Sometimes a minor compaction will pick up all the StoreFiles in the Store and writes to a single Store file and in this case it actually promotes itself to being a major compaction. Major compactions will usually have to be done manually on large systems.
The Write Ahead Log (WAL) records all changes to data in HBase, to file-based storage. Under normal operations, the WAL is not needed because data changes info move from the MemStore to StoreFiles. However, if a RegionServer crashes or becomes unavailable before the MemStore is flushed, the WAL ensures that the changes to the data can be replayed. If writing to the WAL fails, the entire operation to modify the data fails. Usually, there is only one instance of a WAL per RegionServer. The RegionServer records Puts and Deletes to it, before recording them to the MemStore for the affected store. The WAL resides in HDFS in the
/hbase/WALs/ directory (prior to HBase 0.94, they were stored in /hbase/.logs/), with subdirectories per region.
With a single WAL per RegionServer, the RegionServer must write to the WAL serially, because HDFS files must be sequential. This causes the WAL to be a performance bottleneck. HBase 1.0 introduces support of MultiWal. MultiWAL allows a RegionServer to write multiple WAL streams in parallel, by using multiple pipelines in the underlying HDFS instance, which increases total throughput during writes. This parallelization is done by partitioning incoming edits by their Region.

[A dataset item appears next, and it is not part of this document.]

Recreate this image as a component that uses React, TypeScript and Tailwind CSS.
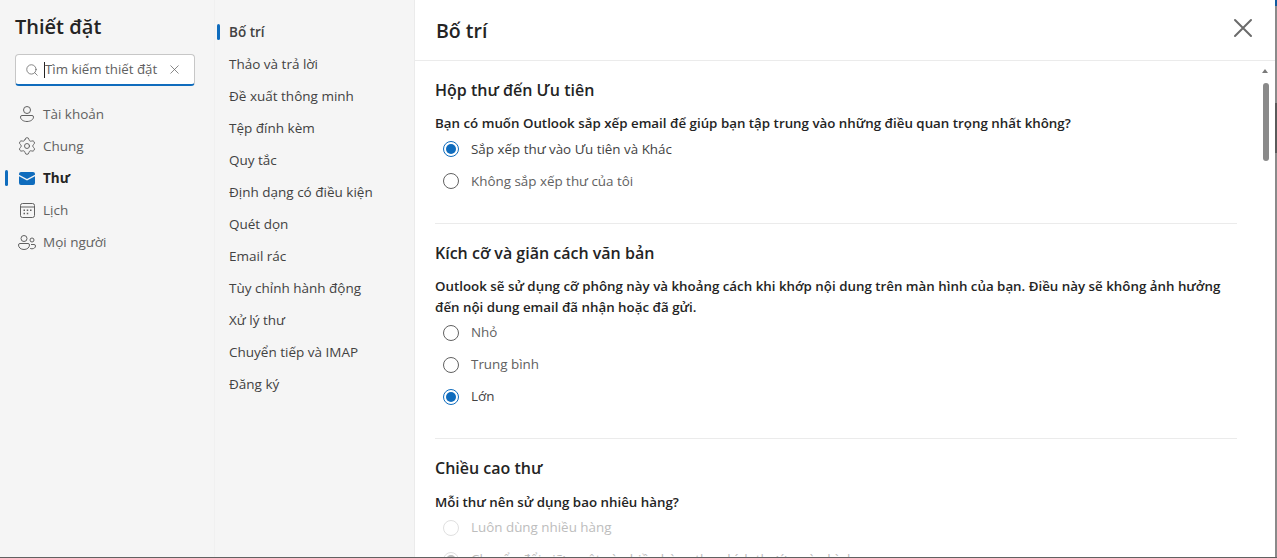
import { Search, X, Settings } from "lucide-react";

const subNav = [
  "Bố trí",
  "Thảo và trả lời",
  "Đề xuất thông minh",
  "Tệp đính kèm",
  "Quy tắc",
  "Định dạng có điều kiện",
  "Quét dọn",
  "Email rác",
  "Tùy chỉnh hành động",
  "Xử lý thư",
  "Chuyển tiếp và IMAP",
  "Đăng ký",
];

function MailIcon() {
  return (
    <svg width="16" height="13" viewBox="0 0 16 13">
      <path d="M0 2.800 8 7l8-4.200V2a2 2 0 0 0-2-2H2a2 2 0 0 0-2 2z" fill="#0f6cbd" />
      <path d="M0 4.200V11a2 2 0 0 0 2 2h12a2 2 0 0 0 2-2V4.200L8 8.400z" fill="#0f6cbd" />
    </svg>
  );
}

function PersonIcon() {
  return (
    <svg width="16" height="16" viewBox="0 0 16 16" fill="none" stroke="currentColor" strokeWidth="1">
      <circle cx="8" cy="4" r="3.500" />
      <path d="M3 9.500h10a1.500 1.500 0 0 1 1.500 1.500c0 2.500-2.800 4.500-6.500 4.500s-6.500-2-6.500-4.500A1.500 1.500 0 0 1 3 9.500z" />
    </svg>
  );
}

function CalendarIcon() {
  return (
    <svg width="15" height="15" viewBox="0 0 15 15" fill="none" stroke="currentColor" strokeWidth="1">
      <rect x="0.500" y="0.500" width="14" height="14" rx="2" />
      <path d="M1 4h13" />
      <g fill="currentColor" stroke="none">
        <rect x="3.500" y="6.500" width="1.500" height="1.500" />
        <rect x="6.750" y="6.500" width="1.500" height="1.500" />
        <rect x="10" y="6.500" width="1.500" height="1.500" />
        <rect x="3.500" y="9.750" width="1.500" height="1.500" />
        <rect x="6.750" y="9.750" width="1.500" height="1.500" />
      </g>
    </svg>
  );
}

function PeopleIcon() {
  return (
    <svg width="18" height="15" viewBox="0 0 18 15" fill="none" stroke="currentColor" strokeWidth="1">
      <circle cx="6" cy="3.500" r="3" />
      <circle cx="14" cy="5" r="2" />
      <path d="M2 8.500h8a1.500 1.500 0 0 1 1.500 1.500c0 2.500-2.300 4.500-5.500 4.500S0.500 12.500 0.500 10A1.500 1.500 0 0 1 2 8.500z" />
      <path d="M13 9.500h3a1.500 1.500 0 0 1 1.500 1.500c0 1.600-1.500 2.800-3.500 2.800-.7 0-1.300-.1-1.800-.4" />
    </svg>
  );
}

function Radio({ label, checked, disabled }: { label: string; checked?: boolean; disabled?: boolean }) {
  const ring = disabled ? "border-[#e0e0e0]" : checked ? "border-[#0f6cbd]" : "border-[#616161]";
  const text = disabled ? "text-[#bdbdbd]" : checked ? "text-[#424242]" : "text-[#616161]";
  return (
    <div className="flex h-8 items-center pl-2">
      <span className={`flex h-4 w-4 items-center justify-center rounded-full border ${ring}`}>
        {checked && <span className={`h-2.5 w-2.5 rounded-full ${disabled ? "bg-[#bdbdbd]" : "bg-[#0f6cbd]"}`} />}
      </span>
      <span className={`ml-3 text-[13.400px] ${text}`}>{label}</span>
    </div>
  );
}

function Section({ title, question, children, tight, last }: { title: string; question: string; children: React.ReactNode; tight?: boolean; last?: boolean }) {
  const spacing = last ? "pt-[17px]" : tight ? "border-b border-[#ebebeb] pb-[25px] pt-[17px]" : "border-b border-[#ebebeb] pb-[26px] pt-[17px]";
  return (
    <section className={spacing}>
      <h2 className="text-[16px] font-semibold leading-6 text-[#242424]">{title}</h2>
      <p className={`${last ? "mt-[12px]" : "mt-[11px]"} mb-[-0.500px] text-[13.330px] font-semibold leading-[20.500px] text-[#242424]`}>{question}</p>
      {children}
    </section>
  );
}

export default function App() {
  return (
    <div className="relative flex h-[558px] w-[1277px] overflow-hidden bg-white font-['Open_Sans','Noto_Sans',sans-serif] border-b border-[#616161]">
      <aside className="w-[215px] shrink-0 border-r border-[#f0f0f0] bg-[#f5f5f5] pl-[15px] pr-[19px]">
        <h1 className="mt-[13px] text-[20px] font-semibold leading-7 text-[#242424]">Thiết đặt</h1>
        <div className="mt-[13px] flex h-[32px] items-center rounded border border-[#c7c7c7] border-b-2 border-b-[#0f6cbd] bg-white pl-[9px] pr-[12px]">
          <Search size={14} strokeWidth={1.300} className="text-[#616161]" />
          <span className="ml-[5px] h-4 w-px bg-[#242424]" />
          <span className="flex-1 text-[13.300px] leading-none text-[#616161]">Tìm kiếm thiết đặt</span>
          <X size={15} strokeWidth={1.200} className="text-[#616161]" />
        </div>
        <nav className="mt-[12px] -ml-[10px]">
          <NavRow icon={<PersonIcon />} label="Tài khoản" />
          <NavRow icon={<Settings size={20} strokeWidth={1.150} />} label="Chung" />
          <NavRow icon={<MailIcon />} label="Thư" active />
          <NavRow icon={<CalendarIcon />} label="Lịch" />
          <NavRow icon={<PeopleIcon />} label="Mọi người" />
        </nav>
      </aside>

      <aside className="w-[200px] shrink-0 border-r border-[#ebebeb] bg-[#f5f5f5] pt-[16px]">
        {subNav.map((item, i) => (
          <div key={item} className="flex h-8 items-center">
            <span className={`h-4 w-[3px] rounded-sm ${i === 0 ? "ml-[2px] bg-[#0f6cbd]" : "ml-[2px]"}`} />
            <span className={`ml-[9px] text-[13.500px] text-[#424242] ${i === 0 ? "font-semibold" : ""}`}>{item}</span>
          </div>
        ))}
      </aside>

      <main className="relative flex-1 overflow-hidden">
        <header className="flex h-[61px] items-center justify-between border-b border-[#ebebeb] pl-[21px] pr-[22px]">
          <h1 className="mt-[2px] text-[19.500px] font-semibold text-[#242424]">Bố trí</h1>
          <svg width="20" height="20" viewBox="0 0 20 20" className="mt-[-4px] text-[#6b6b6b]" stroke="currentColor" strokeWidth="2" strokeLinecap="round">
            <path d="M2 2l16 16M18 2L2 18" />
          </svg>
        </header>
        <div className="pl-[20px] pr-[38px]">
          <Section title="Hộp thư đến Ưu tiên" question="Bạn có muốn Outlook sắp xếp email để giúp bạn tập trung vào những điều quan trọng nhất không?">
            <Radio label="Sắp xếp thư vào Ưu tiên và Khác" checked />
            <Radio label="Không sắp xếp thư của tôi" />
          </Section>
          <Section tight title="Kích cỡ và giãn cách văn bản" question="Outlook sẽ sử dụng cỡ phông này và khoảng cách khi khớp nội dung trên màn hình của bạn. Điều này sẽ không ảnh hưởng đến nội dung email đã nhận hoặc đã gửi.">
            <Radio label="Nhỏ" />
            <Radio label="Trung bình" />
            <Radio label="Lớn" checked />
          </Section>
          <Section last title="Chiều cao thư" question="Mỗi thư nên sử dụng bao nhiêu hàng?">
            <Radio label="Luôn dùng nhiều hàng" disabled />
            <Radio label="Chuyển đổi giữa một và nhiều hàng theo kích thước màn hình" checked disabled />
          </Section>
        </div>
        <div className="absolute right-[6px] top-[83px] h-[78px] w-[6px] rounded-full bg-[#8a8a8a]" />
        <div className="absolute right-[7px] top-[69px] h-0 w-0 border-x-[3px] border-b-[4px] border-x-transparent border-b-[#7a7a7a]" />
      </main>
      <div className="flex w-[2px] shrink-0 flex-col bg-[#8a8a8a]">
        <div className="h-[6px] bg-[#0f5a9e]" />
        <div className="mt-[97px] h-[50px] bg-[#5a5a5a]" />
      </div>
    </div>
  );
}

function NavRow({ icon, label, active }: { icon: React.ReactNode; label: string; active?: boolean }) {
  return (
    <div className="flex h-8 items-center">
      <span className={`h-4 w-[3px] rounded-sm ${active ? "bg-[#0f6cbd]" : ""}`} />
      <span className="ml-[9px] flex w-[20px] justify-center text-[#616161]">{icon}</span>
      <span className={`ml-[6px] text-[13.500px] ${active ? "font-bold text-[#242424]" : "text-[#616161]"}`}>{label}</span>
    </div>
  );
}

HLog : The class which implements the WAL is called HLog.
A Store hosts a MemStore and 0 or more StoreFiles (HFiles). A Store corresponds to a column family for a table for a given region.
Data is stored in an HFile which contains sorted key/values. When the MemStore accumulates enough data, the entire sorted KeyValue set is written to a new HFile in HDFS. This is a sequential write. It is very fast, as it avoids moving the disk drive head. Key value pairs are stored in increasing order in HFile
HBase comes integrated with Zookeeper. When You start HBase, Zookeeper instance is also started. The reason is that the Zookeeper helps us in keeping a track of all region servers that are there for HBase. Zookeeper keeps track of how many region servers are there, which region servers are holding from which data node to which data node. It keeps track of smaller data sets where Hadoop is missing out. It decreases the overhead on top of Hadoop which keeps track of most of your Meta data. Hence HMaster gets the details of region servers by actually contacting Zookeeper.
You can also start HBase without inbuilt ZooKeeper. To point HBase at an existing ZooKeeper cluster, one that is not managed by HBase, set HBASE_MANAGES_ZK in conf/hbase-env.sh to false and next set ensemble locations and client port, if non-standard, in hbase-site.xml.